Sa rancune à l'égard de Patrick Ouart trouve en fait son origine dans les coulisses d'un procès retentissant: celui de l'Angolagate, jugé au palais de justice de Paris du 6 octobre 2008 au 4 mars 2009. Claude Guéant, secrétaire général de l'Elysée, surveille alors avec attention les péripéties du dossier. Les débats portent sur des ventes d'armes à l'Angola et sur les commissions versées à cette occasion, évaluées à plus de 790 millions de dollars. Les faits les plus anciens remontent à 1993 mais ils ont une résonance très actuelle: le pays figure parmi les plus gros producteurs de pétrole brut du continent. Et les sociétés françaises y sont très implantées.
Le régime de Luanda suit tout aussi attentivement que Claude Guéant les démêlés judiciaires d'un acteur clef du dossier, Pierre Falcone. En 2003, cet intermédiaire français a été nommé ambassadeur de l'Angola auprès de l'Unesco. Une manoeuvre manifestement destinée à le protéger juridiquement.
De manière très prosaïque, l'Elysée envisage tous les scénarios, y compris celui qui permettrait de sauver la mise de Falcone, le "protégé" des Angolais, en retirant la plainte du gouvernement. Ne pourrait-il pas, par exemple, bénéficier de l'immunité diplomatique? Patrick Ouart fait valoir ses réserves sur ce point, et sur l'ensemble du dossier. Il prévient que les preuves recueillies contre Falcone conduiront vraisemblablement à sa condamnation. Selon lui, toute tentative d'intervention de l'exécutif sur le tribunal ajouterait la "défaite au déshonneur". De son côté, l'homme d'affaires Alexandre Djouhri se dépense sans compter pour relayer les exigences angolaises, en particulier auprès de Claude Guéant.
En octobre 2009, le marchand d'armes, confiant, quitte la Chine, où il réside désormais, pour assister à son jugement devant le tribunal correctionnel de Paris. De toute évidence, il a obtenu l'assurance de n'être pas incarcéré. Mais, coup de théâtre, le 27 octobre, le président Jean-Baptiste Parlos annonce à un Falcone sonné sa condamnation à six ans d'emprisonnement et son arrestation à l'audience... Dès le 3 décembre, le parquet général tente une dernière démarche pour sauver le soldat Falcone en soutenant la demande de remise en liberté du condamné. En vain.

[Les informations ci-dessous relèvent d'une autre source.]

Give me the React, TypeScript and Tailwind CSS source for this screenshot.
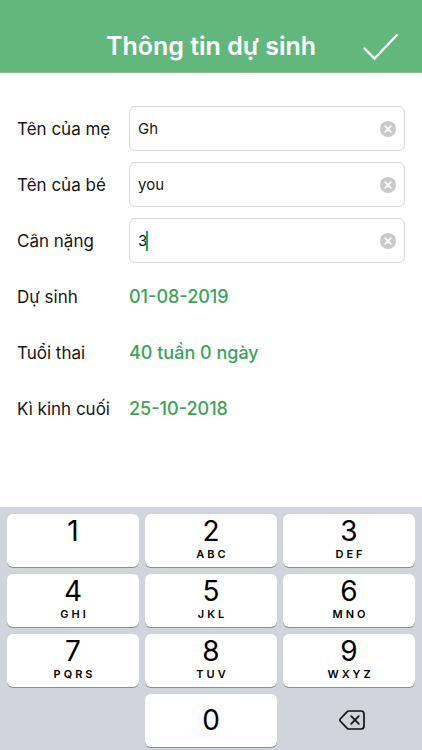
import { useState } from "react";

const fields = [
  { id: "mother", label: "Tên của mẹ", initial: "Gh", active: false },
  { id: "baby", label: "Tên của bé", initial: "you", active: false },
  { id: "weight", label: "Cân nặng", initial: "3", active: true },
];

const facts = [
  { label: "Dự sinh", value: "01-08-2019" },
  { label: "Tuổi thai", value: "40 tuần 0 ngày" },
  { label: "Kì kinh cuối", value: "25-10-2018" },
];

const keys = [
  { digit: "1", letters: "" },
  { digit: "2", letters: "ABC" },
  { digit: "3", letters: "DEF" },
  { digit: "4", letters: "GHI" },
  { digit: "5", letters: "JKL" },
  { digit: "6", letters: "MNO" },
  { digit: "7", letters: "PQRS" },
  { digit: "8", letters: "TUV" },
  { digit: "9", letters: "WXYZ" },
];

const keyStyle =
  "flex h-[53px] flex-col items-center rounded-md bg-white text-black shadow-[0_1px_0_#8a8c90]";

function Field({ id, label, initial, active }: (typeof fields)[number]) {
  const [value, setValue] = useState(initial);
  return (
    <div className="flex h-[45px] items-center">
      <label htmlFor={id} className="w-28 shrink-0 text-[17px] leading-6">
        {label}
      </label>
      <div className="relative flex h-full min-w-0 flex-1 items-center rounded-md border border-[#d9d9d9] pr-2 pl-2">
        <input
          id={id}
          value={value}
          onChange={(e) => setValue(e.target.value)}
          className="min-w-0 flex-1 bg-transparent text-[15px] leading-5 caret-[#1fa35c] outline-none"
        />
        {active && value === initial && (
          <span className="absolute top-3 left-4 h-5 w-0.5 bg-[#1fa35c]" />
        )}
        <button type="button" aria-label={`Xóa ${label}`} onClick={() => setValue("")}>
          <svg viewBox="0 0 16 16" className="block size-4">
            <circle cx="8" cy="8" r="8" fill="#c9c9c9" />
            <path d="M5.2 5.2l5.6 5.6M10.8 5.2l-5.6 5.6" stroke="white" strokeWidth="1.7" strokeLinecap="round" />
          </svg>
        </button>
      </div>
    </div>
  );
}

export default function App() {
  return (
    <div className="flex min-h-screen flex-col bg-white font-[Inter,'Noto_Sans',sans-serif] text-[#161616]">
      <header className="grid grid-cols-[1fr_auto_1fr] items-center border-b border-[#8fbd9c] bg-[#62b77d] pt-5">
        <h1 className="col-start-2 py-2.5 text-[25px] leading-8 font-semibold text-white">
          Thông tin dự sinh
        </h1>
        <button type="button" aria-label="Lưu" className="mr-[23px] justify-self-end pt-0.5">
          <svg viewBox="0 0 38 28" className="block h-7 w-[38px]" fill="none">
            <path d="M3.5 15.5L13.5 25.5L36 2" stroke="white" strokeWidth="2.4" strokeLinecap="round" />
          </svg>
        </button>
      </header>

      <main className="flex flex-col gap-[11px] pt-[33px] pr-[17px] pb-6 pl-[17px]">
        {fields.map((f) => (
          <Field key={f.id} {...f} />
        ))}
        <dl className="flex flex-col gap-[11px]">
          {facts.map((f) => (
            <div key={f.label} className="flex h-[45px] items-center leading-6">
              <dt className="w-28 shrink-0 text-[17px]">{f.label}</dt>
              <dd className="text-[18px] font-medium text-[#3aa35a]">{f.value}</dd>
            </div>
          ))}
        </dl>
      </main>

      <section
        aria-label="Bàn phím số"
        className="mt-auto grid grid-cols-3 gap-x-1.5 gap-y-[7px] bg-[#d1d4da] px-[7px] pt-[7px] pb-[3px]"
      >
        {keys.map((k) => (
          <button key={k.digit} type="button" className={keyStyle}>
            <span className="pt-0.5 text-[28px] leading-[31px]">{k.digit}</span>
            <span className="pl-[3px] text-[11px] leading-[14px] font-semibold tracking-[3px]">{k.letters}</span>
          </button>
        ))}
        <button type="button" className={`${keyStyle} col-start-2 justify-center`}>
          <span className="text-[28px] leading-[31px]">0</span>
        </button>
        <button type="button" aria-label="Xóa ký tự" className="flex h-[53px] items-center justify-center pb-0.5 pl-1.5">
          <svg viewBox="0 0 26 20" className="block h-5 w-[26px]" fill="none" stroke="#111" strokeWidth="1.7" strokeLinecap="round" strokeLinejoin="round">
            <path d="M9.6 1H22a3 3 0 0 1 3 3v12a3 3 0 0 1-3 3H9.6a2 2 0 0 1-1.4-.6L1.2 11a1.4 1.4 0 0 1 0-2l7-7.4A2 2 0 0 1 9.600 1z" />
            <path d="M12.200 6.200l7.600 7.600M19.800 6.200l-7.600 7.600" />
          </svg>
        </button>
      </section>
    </div>
  );
}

Ces décisions de justice provoquent des remous jusqu'à l'Elysée, où Patrick Ouart, désormais en opposition ouverte à Claude Guéant, refuse de s'occuper plus avant du dossier Falcone. L'attitude du conseiller aurait provoqué la fureur d'Alexandre Djouhri. En plus des menaces physiques, il aurait traité le magistrat de "raciste" et d'"Afrikaner", en référence aux partisans de l'apartheid en Afrique du Sud.
"Du pur délire! Il n'y a jamais eu de menaces, assure à L'Express l'avocat d'Alexandre Djouhri, Me Pierre Cornut-Gentille. Ces rumeurs servent avant tout à régler des comptes. Alexandre Djouhri a toujours cherché à préserver des intérêts nationaux et non les intérêts particuliers." Malgré ce démenti et le départ de Patrick Ouart, revenu au groupe de luxe LVMH en janvier dernier, le malaise est loin d'être dissipé. Beaucoup s'interrogent sur la place grandissante prise par "M. Alexandre" à l'Elysée.